Medical-Psychiatric Conditions: Treatment Management

Certain medical conditions may cause psychiatric disorders. Others may complicate the treatment of psychiatric conditions, or their treatment may be complicated by the psychiatric treatment provided. Providing holistic solutions that account for any and all psychiatric and medical conditions a patient has is key to successfully treating the patient.

Medical Conditions That Affect Psychiatric Treatment and Vice Versa

Medical conditions that may cause psychiatric symptoms or complicate or be complicated by psychiatric treatment include the following:

  • Anemia and other blood disorders
  • Brain tumors and other central nervous system (CNS) conditions
  • Cancer
  • Cirrhosis and other liver conditions
  • Endocrine dysfunction, such as hypothyroidism and hormone imbalances
  • Gastrointestinal (GI) dysfunction
  • Kidney disease
  • Lupus and other rheumatological disorders (illnesses that affect the body’s connective tissues)
  • Parkinson’s disease
  • Seizure disorders

Treating Medical-Psychiatric Conditions

Treating medical conditions associated with psychiatric conditions requires an awareness of the possible connections between illnesses and knowledge of how various conditions and the medications used to treat those conditions may interact.

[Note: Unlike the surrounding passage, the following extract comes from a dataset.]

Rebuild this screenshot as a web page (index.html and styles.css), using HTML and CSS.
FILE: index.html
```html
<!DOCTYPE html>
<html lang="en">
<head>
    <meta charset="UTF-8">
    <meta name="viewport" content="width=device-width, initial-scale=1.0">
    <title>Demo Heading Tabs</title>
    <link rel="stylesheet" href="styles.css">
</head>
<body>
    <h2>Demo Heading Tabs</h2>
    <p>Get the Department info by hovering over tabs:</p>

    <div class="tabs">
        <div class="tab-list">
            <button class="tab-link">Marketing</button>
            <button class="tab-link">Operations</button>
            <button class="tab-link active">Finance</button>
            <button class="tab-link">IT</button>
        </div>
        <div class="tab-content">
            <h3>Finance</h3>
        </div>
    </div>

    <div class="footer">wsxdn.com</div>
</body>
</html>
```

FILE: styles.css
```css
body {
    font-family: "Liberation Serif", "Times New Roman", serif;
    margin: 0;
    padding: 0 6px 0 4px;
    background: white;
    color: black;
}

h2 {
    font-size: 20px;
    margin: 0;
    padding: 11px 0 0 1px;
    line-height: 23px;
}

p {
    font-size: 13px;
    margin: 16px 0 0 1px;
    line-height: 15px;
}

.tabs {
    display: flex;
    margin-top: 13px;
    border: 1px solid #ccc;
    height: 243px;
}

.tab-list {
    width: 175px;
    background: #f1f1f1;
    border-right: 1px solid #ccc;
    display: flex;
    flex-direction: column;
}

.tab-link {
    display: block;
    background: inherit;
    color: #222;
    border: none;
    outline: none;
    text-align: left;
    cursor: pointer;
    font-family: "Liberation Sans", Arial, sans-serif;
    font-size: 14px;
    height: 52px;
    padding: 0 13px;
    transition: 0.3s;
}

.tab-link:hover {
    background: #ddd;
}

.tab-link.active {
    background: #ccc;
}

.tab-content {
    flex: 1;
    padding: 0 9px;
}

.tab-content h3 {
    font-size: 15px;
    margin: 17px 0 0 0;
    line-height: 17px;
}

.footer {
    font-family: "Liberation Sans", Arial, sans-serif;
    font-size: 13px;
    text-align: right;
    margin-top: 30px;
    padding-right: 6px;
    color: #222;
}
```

Effective treatment often requires collaboration among medical professionals—typically, the patient’s primary care physician, psychiatrist, and one or more specialists, such as an internist, gastroenterologist, endocrinologist, rheumatologist, or oncologist.

If you or a loved one is struggling with a number of overlapping health conditions, having a doctor who can break down the silos and ensure continuity of care is very helpful. Otherwise, there is an increased risk of receiving medications and other treatments for one condition that may be contraindicated for another condition and a greater risk of potentially dangerous drug interactions.